Cogieron un coche cerca de la librería y la acompañó a la residencia. Hicieron todo el camino en silencio. Mariona se sentía mal porque era ella la que quería estar molesta y parecía que fuera él quien lo estaba. Ni siquiera se bajó para ayudarla a salir del coche cuando llegaron al destino y, por toda despedida, le oyó decir un simple «adiós».

Al entrar en el vestíbulo pensó que podría descansar un poco antes de irse al hospital. Para su sorpresa, Howard la estaba esperando para llevarla a comer; por lo visto había acabado sus asuntos antes de lo previsto y había pasado a visitarla. Dejó el paquete con el libro en una mesita cerca de donde él la esperaba sentado y se quitó la capa. Había empezado a lloviznar al bajar del coche y la prenda se había mojado un poco.

—Has tardado.

Lo recibió algo abatida. Se sentía una mentirosa, y él no se merecía que lo traicionara. Los nervios empezaron a ganarle la batalla y notó que los ojos se le llenaban de lágrimas.

—Vamos, vamos, María Elvira. No llores. —Howard le tomó las manos—. Entiendo que es triste despedir a la familia y que echarás de menos tu hogar, pero te prometo que te acompañaré en Navidad, ¿te parece bien? Nos quedaremos todo el tiempo que quieras.

Ella aprovechó la ventana que él le abría y justificó su estado alterado. Iba a ir al infierno por mentirle a un hombre tan bueno.

—¡Oh! ¿De verdad? Los echo muchísimo de menos. No me había dado cuenta hasta que lo he visto partir. Han sido unos días estupendos. Ojalá hubieras podido acompañarme.

—No podía, tenía una reunión importante. Pero ayer me despedí, comí con él. ¿No te lo ha dicho?

—¿Ayer? No, no me ha comentado nada.

—Sé que no querías que le adelantara nada, pero no sería un caballero si no le hubiera comentado mis intenciones. Quiero que le transmita a tu padre que son sinceras y honestas.

—Habíamos acordado que esperaríamos —comentó ella, y añadió con curiosidad—: ¿Qué te dijo?

—Que esperaba que te respetara, pero que no era a él a quien debía pedir tu mano.

—¿Le pediste mi mano?

—Sí, ya te he dicho que pronto he de regresar a Surrey y quería aprovechar que estaba aquí. Pero me dijo que tú tienes el derecho de aceptar o rechazar una petición de matrimonio.

«Bendito Gonzalo».

Tendría que darle las gracias a su hermano en cuanto le escribiera. Como familiar varón, podía haber tomado alguna decisión sobre ella, pero por suerte su padre había educado a sus hermanos en valores de respeto y le había otorgado a ella una cierta independencia dentro del marco social que limitaba sus actuaciones como mujer.

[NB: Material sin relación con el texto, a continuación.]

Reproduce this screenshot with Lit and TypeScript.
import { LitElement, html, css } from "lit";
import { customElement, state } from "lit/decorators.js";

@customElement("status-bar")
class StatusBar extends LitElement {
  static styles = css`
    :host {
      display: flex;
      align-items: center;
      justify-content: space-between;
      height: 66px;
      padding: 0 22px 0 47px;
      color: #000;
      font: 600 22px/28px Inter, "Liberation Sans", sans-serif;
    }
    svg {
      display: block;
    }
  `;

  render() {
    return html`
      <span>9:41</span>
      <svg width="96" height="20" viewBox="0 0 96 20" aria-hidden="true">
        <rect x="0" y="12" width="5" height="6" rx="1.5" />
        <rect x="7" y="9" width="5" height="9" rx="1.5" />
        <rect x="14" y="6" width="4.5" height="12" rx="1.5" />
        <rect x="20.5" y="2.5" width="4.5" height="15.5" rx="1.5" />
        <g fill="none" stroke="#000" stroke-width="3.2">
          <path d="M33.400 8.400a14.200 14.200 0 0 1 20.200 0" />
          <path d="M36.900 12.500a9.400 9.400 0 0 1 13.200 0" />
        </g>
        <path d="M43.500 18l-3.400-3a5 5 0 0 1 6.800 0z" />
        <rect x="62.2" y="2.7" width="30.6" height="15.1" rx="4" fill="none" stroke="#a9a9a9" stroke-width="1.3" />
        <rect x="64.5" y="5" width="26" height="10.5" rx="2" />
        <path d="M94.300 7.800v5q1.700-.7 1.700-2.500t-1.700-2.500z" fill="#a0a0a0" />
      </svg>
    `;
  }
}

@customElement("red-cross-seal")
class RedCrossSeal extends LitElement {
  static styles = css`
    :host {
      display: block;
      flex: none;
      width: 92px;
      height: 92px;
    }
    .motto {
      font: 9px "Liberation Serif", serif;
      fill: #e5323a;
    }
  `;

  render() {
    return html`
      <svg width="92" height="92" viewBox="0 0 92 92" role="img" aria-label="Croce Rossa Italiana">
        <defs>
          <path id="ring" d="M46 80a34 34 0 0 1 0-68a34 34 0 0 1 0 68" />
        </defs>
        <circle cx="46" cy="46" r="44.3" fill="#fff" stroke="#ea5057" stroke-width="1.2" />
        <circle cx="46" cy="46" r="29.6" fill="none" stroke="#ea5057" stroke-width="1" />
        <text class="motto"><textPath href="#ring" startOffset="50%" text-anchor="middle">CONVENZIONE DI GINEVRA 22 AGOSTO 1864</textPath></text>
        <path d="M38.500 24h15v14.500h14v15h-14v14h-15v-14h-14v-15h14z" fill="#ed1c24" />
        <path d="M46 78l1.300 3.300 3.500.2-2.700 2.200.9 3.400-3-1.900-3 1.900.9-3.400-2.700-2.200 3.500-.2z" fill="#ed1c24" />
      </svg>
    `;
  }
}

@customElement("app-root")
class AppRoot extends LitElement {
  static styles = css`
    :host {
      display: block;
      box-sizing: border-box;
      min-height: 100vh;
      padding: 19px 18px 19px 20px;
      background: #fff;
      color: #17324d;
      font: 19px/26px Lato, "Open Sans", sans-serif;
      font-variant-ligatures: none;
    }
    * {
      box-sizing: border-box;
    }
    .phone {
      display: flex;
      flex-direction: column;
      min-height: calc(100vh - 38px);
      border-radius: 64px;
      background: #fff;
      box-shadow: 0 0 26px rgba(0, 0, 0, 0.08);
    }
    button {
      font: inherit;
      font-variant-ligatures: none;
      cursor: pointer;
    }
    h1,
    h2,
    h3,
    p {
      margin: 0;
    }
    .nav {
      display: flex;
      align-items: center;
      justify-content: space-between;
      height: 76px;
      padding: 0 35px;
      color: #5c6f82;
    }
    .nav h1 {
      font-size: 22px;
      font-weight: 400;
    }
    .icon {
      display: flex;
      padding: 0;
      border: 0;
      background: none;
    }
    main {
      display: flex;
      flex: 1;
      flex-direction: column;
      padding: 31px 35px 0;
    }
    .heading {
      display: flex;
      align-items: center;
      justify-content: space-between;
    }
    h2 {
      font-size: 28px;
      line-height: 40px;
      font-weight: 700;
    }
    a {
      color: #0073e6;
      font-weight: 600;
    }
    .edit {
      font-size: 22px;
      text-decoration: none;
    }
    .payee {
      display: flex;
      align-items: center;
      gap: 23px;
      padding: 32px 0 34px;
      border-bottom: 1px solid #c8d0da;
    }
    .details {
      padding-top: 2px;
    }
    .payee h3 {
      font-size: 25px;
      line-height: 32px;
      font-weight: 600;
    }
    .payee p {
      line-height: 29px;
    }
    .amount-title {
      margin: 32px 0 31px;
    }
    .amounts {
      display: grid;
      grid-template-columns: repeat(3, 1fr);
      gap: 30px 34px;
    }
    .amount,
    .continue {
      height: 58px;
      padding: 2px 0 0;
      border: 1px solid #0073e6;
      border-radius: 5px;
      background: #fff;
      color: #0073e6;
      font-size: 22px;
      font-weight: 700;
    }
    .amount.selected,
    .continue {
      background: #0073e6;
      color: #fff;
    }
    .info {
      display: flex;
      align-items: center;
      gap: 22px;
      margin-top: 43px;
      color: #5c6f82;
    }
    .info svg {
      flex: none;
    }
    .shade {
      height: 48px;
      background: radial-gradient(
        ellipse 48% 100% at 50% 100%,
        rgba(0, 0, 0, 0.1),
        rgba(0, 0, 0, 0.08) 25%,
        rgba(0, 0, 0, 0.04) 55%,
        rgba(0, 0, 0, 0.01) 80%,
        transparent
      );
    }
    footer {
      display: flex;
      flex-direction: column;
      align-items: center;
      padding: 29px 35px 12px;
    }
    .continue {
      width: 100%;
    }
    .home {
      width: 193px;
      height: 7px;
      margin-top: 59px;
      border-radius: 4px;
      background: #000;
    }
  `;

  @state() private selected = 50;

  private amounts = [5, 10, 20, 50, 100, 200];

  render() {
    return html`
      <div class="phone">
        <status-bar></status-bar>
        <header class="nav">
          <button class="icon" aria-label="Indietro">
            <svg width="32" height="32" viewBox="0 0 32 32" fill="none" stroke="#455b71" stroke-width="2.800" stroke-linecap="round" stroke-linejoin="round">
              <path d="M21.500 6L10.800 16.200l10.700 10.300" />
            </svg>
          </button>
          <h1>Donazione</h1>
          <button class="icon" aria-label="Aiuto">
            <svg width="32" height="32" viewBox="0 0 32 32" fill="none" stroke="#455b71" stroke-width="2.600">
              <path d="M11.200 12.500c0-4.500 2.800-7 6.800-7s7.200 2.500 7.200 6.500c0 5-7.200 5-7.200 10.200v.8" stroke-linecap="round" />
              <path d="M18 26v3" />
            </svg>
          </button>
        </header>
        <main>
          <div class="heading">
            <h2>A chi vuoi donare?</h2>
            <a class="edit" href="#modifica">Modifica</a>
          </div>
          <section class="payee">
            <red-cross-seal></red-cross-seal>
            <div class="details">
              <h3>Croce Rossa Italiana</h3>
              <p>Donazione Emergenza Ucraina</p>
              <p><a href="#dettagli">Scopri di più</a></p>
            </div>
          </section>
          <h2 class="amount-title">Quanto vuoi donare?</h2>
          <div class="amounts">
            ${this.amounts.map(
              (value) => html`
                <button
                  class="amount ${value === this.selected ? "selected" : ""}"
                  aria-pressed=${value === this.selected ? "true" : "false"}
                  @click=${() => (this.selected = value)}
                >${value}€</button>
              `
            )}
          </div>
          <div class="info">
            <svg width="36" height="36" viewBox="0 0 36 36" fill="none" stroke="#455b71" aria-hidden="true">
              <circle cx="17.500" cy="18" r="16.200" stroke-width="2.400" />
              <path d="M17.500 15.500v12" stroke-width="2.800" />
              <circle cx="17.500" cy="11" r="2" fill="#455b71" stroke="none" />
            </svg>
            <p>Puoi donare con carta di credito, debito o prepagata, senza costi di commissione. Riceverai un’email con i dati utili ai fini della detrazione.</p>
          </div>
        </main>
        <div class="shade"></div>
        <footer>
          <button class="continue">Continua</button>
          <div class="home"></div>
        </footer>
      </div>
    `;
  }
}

No tenía ganas de discutir, podía hacer una lista con las razones para esperar: que el trabajo era lo más importante para ella, que tenía dudas, que era todo muy precipitado, que no estaba segura de querer ir a Surrey, que pensaba que quería regresar a casa... ¿Había anotado ya que tenía dudas?

Howard la sacó de sus pensamientos con una invitación.

—Vamos a comer, luego te acerco al hospital.

Y como si su vida fuera un libro, pasó de página y se centró en Howard y lo que este le empezaba a explicar sobre fusiones y socios para nuevos negocios que quería emprender.

No podía negar que lo veía entusiasmado.